- **REQUEST**
Copy the lines below as they are; omit the images they contain.

··· GIVEN INFORMATION ···

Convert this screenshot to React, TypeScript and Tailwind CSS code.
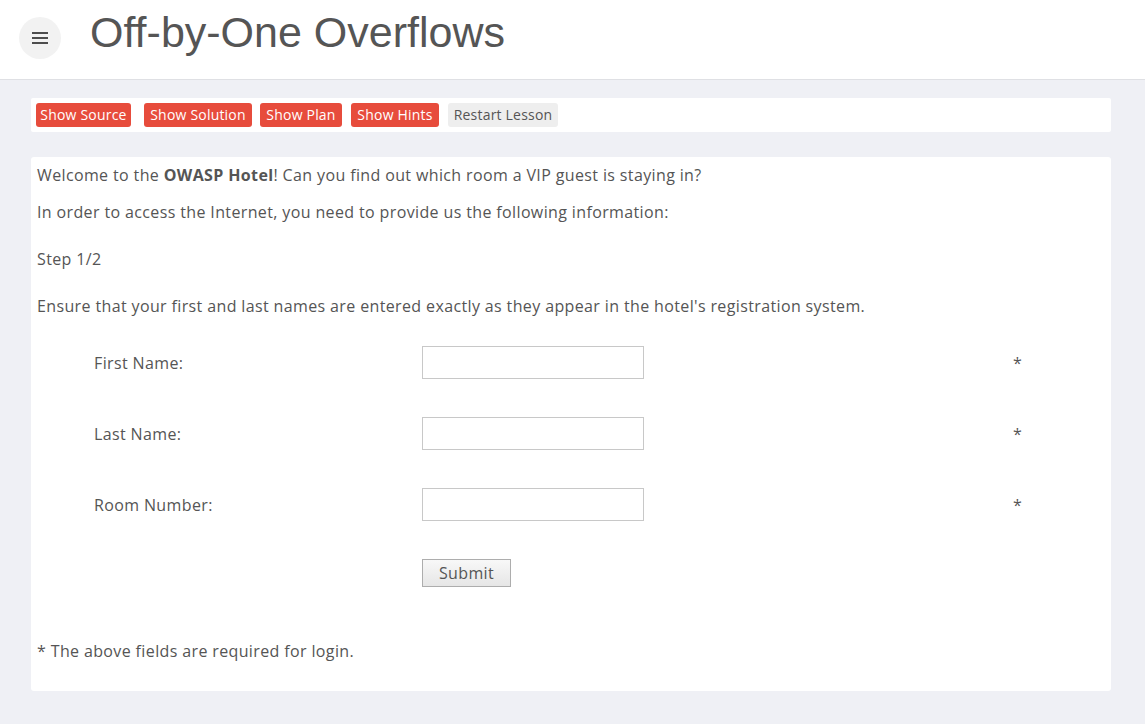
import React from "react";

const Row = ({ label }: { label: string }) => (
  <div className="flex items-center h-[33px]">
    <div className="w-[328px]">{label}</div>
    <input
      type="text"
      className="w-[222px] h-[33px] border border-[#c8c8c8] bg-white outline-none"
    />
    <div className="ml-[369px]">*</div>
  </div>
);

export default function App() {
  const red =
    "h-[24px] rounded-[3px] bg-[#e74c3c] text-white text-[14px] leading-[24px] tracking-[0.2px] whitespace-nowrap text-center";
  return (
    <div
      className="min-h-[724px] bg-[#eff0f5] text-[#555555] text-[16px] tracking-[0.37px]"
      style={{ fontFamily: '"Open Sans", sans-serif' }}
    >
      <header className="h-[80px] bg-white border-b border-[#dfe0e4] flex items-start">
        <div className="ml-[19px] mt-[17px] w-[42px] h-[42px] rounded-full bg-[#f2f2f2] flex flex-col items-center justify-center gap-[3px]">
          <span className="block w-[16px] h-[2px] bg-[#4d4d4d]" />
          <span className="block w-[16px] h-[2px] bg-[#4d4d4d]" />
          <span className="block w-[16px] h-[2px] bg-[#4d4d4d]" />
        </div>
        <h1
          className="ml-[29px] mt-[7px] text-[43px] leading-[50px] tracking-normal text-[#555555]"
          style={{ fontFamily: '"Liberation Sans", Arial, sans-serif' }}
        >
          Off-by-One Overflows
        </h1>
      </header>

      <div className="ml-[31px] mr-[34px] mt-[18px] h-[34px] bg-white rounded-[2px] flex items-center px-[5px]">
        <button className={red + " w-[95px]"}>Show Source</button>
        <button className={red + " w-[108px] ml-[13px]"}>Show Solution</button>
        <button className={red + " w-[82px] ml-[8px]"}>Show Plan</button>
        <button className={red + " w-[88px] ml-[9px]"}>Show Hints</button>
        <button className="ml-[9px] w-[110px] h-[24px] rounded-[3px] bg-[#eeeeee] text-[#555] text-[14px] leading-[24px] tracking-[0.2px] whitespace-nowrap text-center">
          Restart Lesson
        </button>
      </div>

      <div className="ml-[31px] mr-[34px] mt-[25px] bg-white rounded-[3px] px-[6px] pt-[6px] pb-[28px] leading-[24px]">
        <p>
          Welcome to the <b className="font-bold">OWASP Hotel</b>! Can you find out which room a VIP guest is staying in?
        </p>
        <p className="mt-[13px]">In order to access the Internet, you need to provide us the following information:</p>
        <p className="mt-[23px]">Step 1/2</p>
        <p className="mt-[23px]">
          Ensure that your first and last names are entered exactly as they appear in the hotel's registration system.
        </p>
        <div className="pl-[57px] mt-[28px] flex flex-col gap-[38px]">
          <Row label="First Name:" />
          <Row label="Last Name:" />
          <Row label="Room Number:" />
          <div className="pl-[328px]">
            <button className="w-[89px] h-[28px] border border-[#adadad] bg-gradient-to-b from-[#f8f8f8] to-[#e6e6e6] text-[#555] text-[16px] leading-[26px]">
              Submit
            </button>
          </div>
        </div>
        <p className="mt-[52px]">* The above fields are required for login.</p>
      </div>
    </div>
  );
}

···

- **RESULT OF THE TASK**
Convert this screenshot to React, TypeScript and Tailwind CSS code.
import React from "react";

const Row = ({ label }: { label: string }) => (
  <div className="flex items-center h-[33px]">
    <div className="w-[328px]">{label}</div>
    <input
      type="text"
      className="w-[222px] h-[33px] border border-[#c8c8c8] bg-white outline-none"
    />
    <div className="ml-[369px]">*</div>
  </div>
);

export default function App() {
  const red =
    "h-[24px] rounded-[3px] bg-[#e74c3c] text-white text-[14px] leading-[24px] tracking-[0.2px] whitespace-nowrap text-center";
  return (
    <div
      className="min-h-[724px] bg-[#eff0f5] text-[#555555] text-[16px] tracking-[0.37px]"
      style={{ fontFamily: '"Open Sans", sans-serif' }}
    >
      <header className="h-[80px] bg-white border-b border-[#dfe0e4] flex items-start">
        <div className="ml-[19px] mt-[17px] w-[42px] h-[42px] rounded-full bg-[#f2f2f2] flex flex-col items-center justify-center gap-[3px]">
          <span className="block w-[16px] h-[2px] bg-[#4d4d4d]" />
          <span className="block w-[16px] h-[2px] bg-[#4d4d4d]" />
          <span className="block w-[16px] h-[2px] bg-[#4d4d4d]" />
        </div>
        <h1
          className="ml-[29px] mt-[7px] text-[43px] leading-[50px] tracking-normal text-[#555555]"
          style={{ fontFamily: '"Liberation Sans", Arial, sans-serif' }}
        >
          Off-by-One Overflows
        </h1>
      </header>

      <div className="ml-[31px] mr-[34px] mt-[18px] h-[34px] bg-white rounded-[2px] flex items-center px-[5px]">
        <button className={red + " w-[95px]"}>Show Source</button>
        <button className={red + " w-[108px] ml-[13px]"}>Show Solution</button>
        <button className={red + " w-[82px] ml-[8px]"}>Show Plan</button>
        <button className={red + " w-[88px] ml-[9px]"}>Show Hints</button>
        <button className="ml-[9px] w-[110px] h-[24px] rounded-[3px] bg-[#eeeeee] text-[#555] text-[14px] leading-[24px] tracking-[0.2px] whitespace-nowrap text-center">
          Restart Lesson
        </button>
      </div>

      <div className="ml-[31px] mr-[34px] mt-[25px] bg-white rounded-[3px] px-[6px] pt-[6px] pb-[28px] leading-[24px]">
        <p>
          Welcome to the <b className="font-bold">OWASP Hotel</b>! Can you find out which room a VIP guest is staying in?
        </p>
        <p className="mt-[13px]">In order to access the Internet, you need to provide us the following information:</p>
        <p className="mt-[23px]">Step 1/2</p>
        <p className="mt-[23px]">
          Ensure that your first and last names are entered exactly as they appear in the hotel's registration system.
        </p>
        <div className="pl-[57px] mt-[28px] flex flex-col gap-[38px]">
          <Row label="First Name:" />
          <Row label="Last Name:" />
          <Row label="Room Number:" />
          <div className="pl-[328px]">
            <button className="w-[89px] h-[28px] border border-[#adadad] bg-gradient-to-b from-[#f8f8f8] to-[#e6e6e6] text-[#555] text-[16px] leading-[26px]">
              Submit
            </button>
          </div>
        </div>
        <p className="mt-[52px]">* The above fields are required for login.</p>
      </div>
    </div>
  );
}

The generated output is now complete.